Schedule for 2024-2025

November 27th, 2024

Speaker: Alessio Di Prisa (Scuola Normale Superiore di Pisa)

Title: Equivariant algebraic concordance of strongly invertible knots

Abstract: In 1969 Levine defined a surjective homomorphism from the knot concordance group to the so called algebraic concordance group, which is a Witt group of Seifert forms.

Studying symmetric knots and in particular strongly invertible knots, a natural question is whether it is possible to define an appropriate equivariant version of algebraic concordance.

In this talk we briefly recall Levine's construction and we highlight some of the difficulties occuring when trying to define its equivariant analogous.

Finally, we define a notion of equivariant algebraic concordance for strongly invertible knots, we show some of the differences with the classical case and (time permitting) we will give an application of this theory to the study of equivariant slice genus.

November 22nd, 2024

Speaker: Lorenzo Cortelli (SISSA)

Title: Regular foliations on compact complex surfaces

Abstract: Arising naturally from a various mathematical problems, foliations are versatile objects, relevant to geometry and mathematical physics alike. Submersions, actions on manifolds and differential equations are just a few of the possible ways to define a foliation.

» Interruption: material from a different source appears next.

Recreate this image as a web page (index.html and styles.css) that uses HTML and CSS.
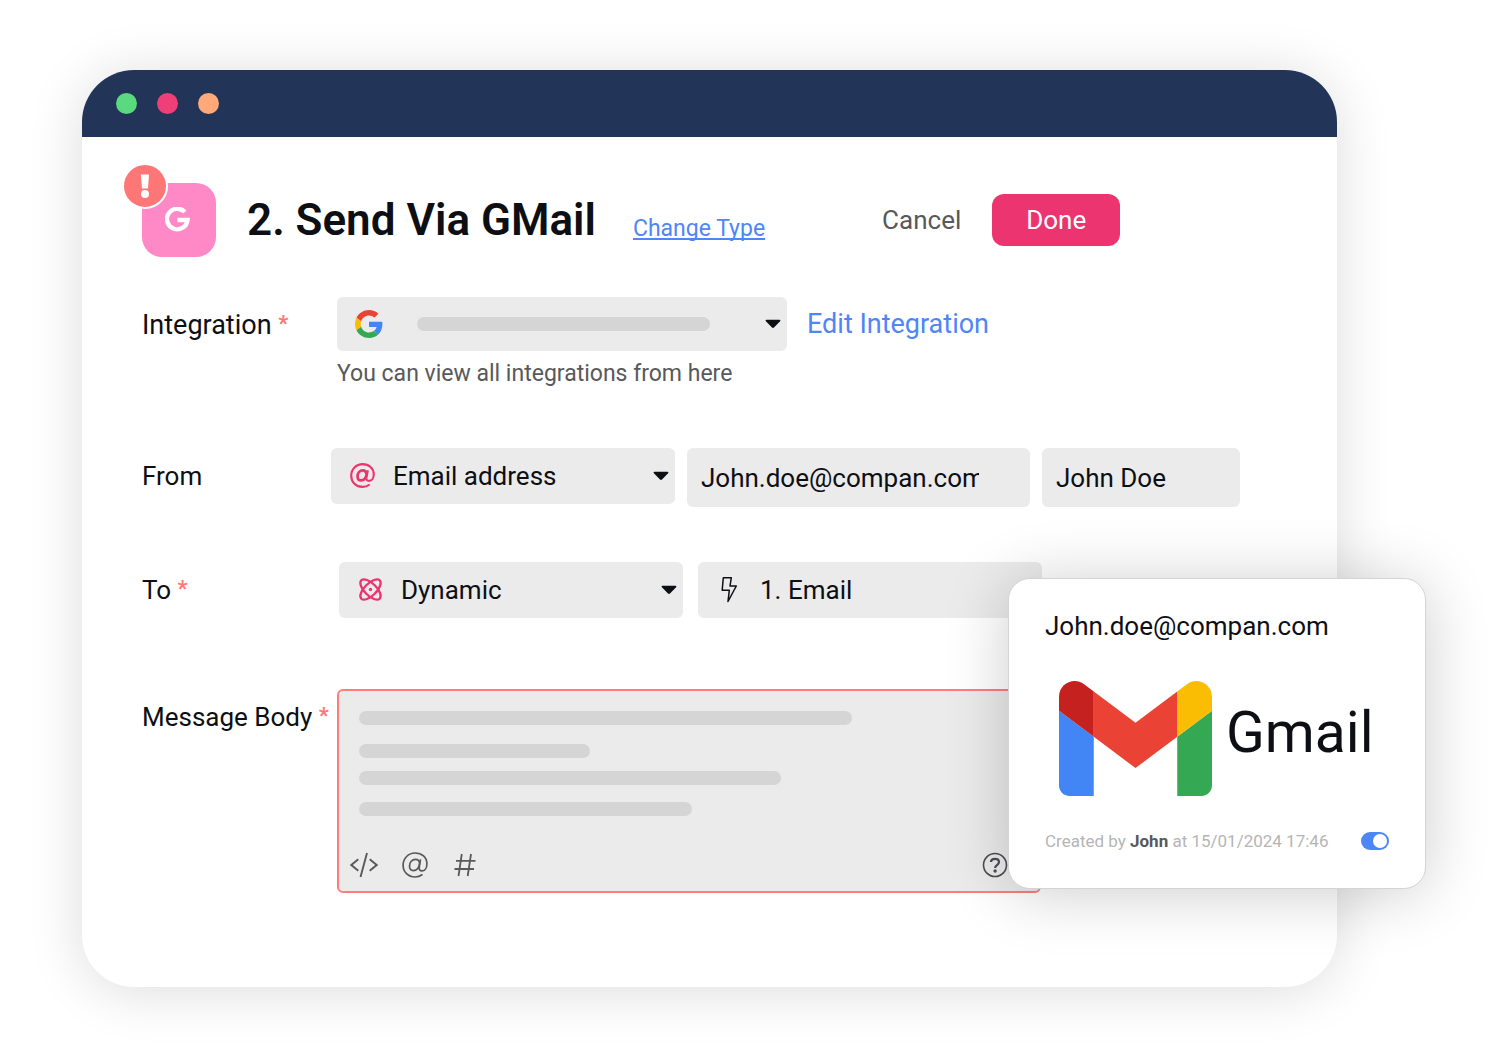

In this talk we'll focus on holomorphic foliations, introducing the most commonly used tools of complex foliation theory and ultimately giving a classification of all regular foliations on compact complex surfaces. Residue-like index formulae and Kodaira's work on complex surfaces will play a fundamental role.

November 15th, 2024

Speaker: Alaa Boukholkhal (ENS Lyon)

Title: Isometric Immersions: A historical overview

Abstract: The problem of isometric embeddings is fundamental in differential geometry. In the 1950s, John Nash provided a complete solution to this problem, marking a significant turning point in the field. In this talk, we delve into the historical context of this problem, highlighting the distinction between the C^1 case and the smooth case. We then detail Nash's revolutionary results, providing insight into their impact and significance in the field. Finally, if time permits, we will explore the h-principle and other flexibility results.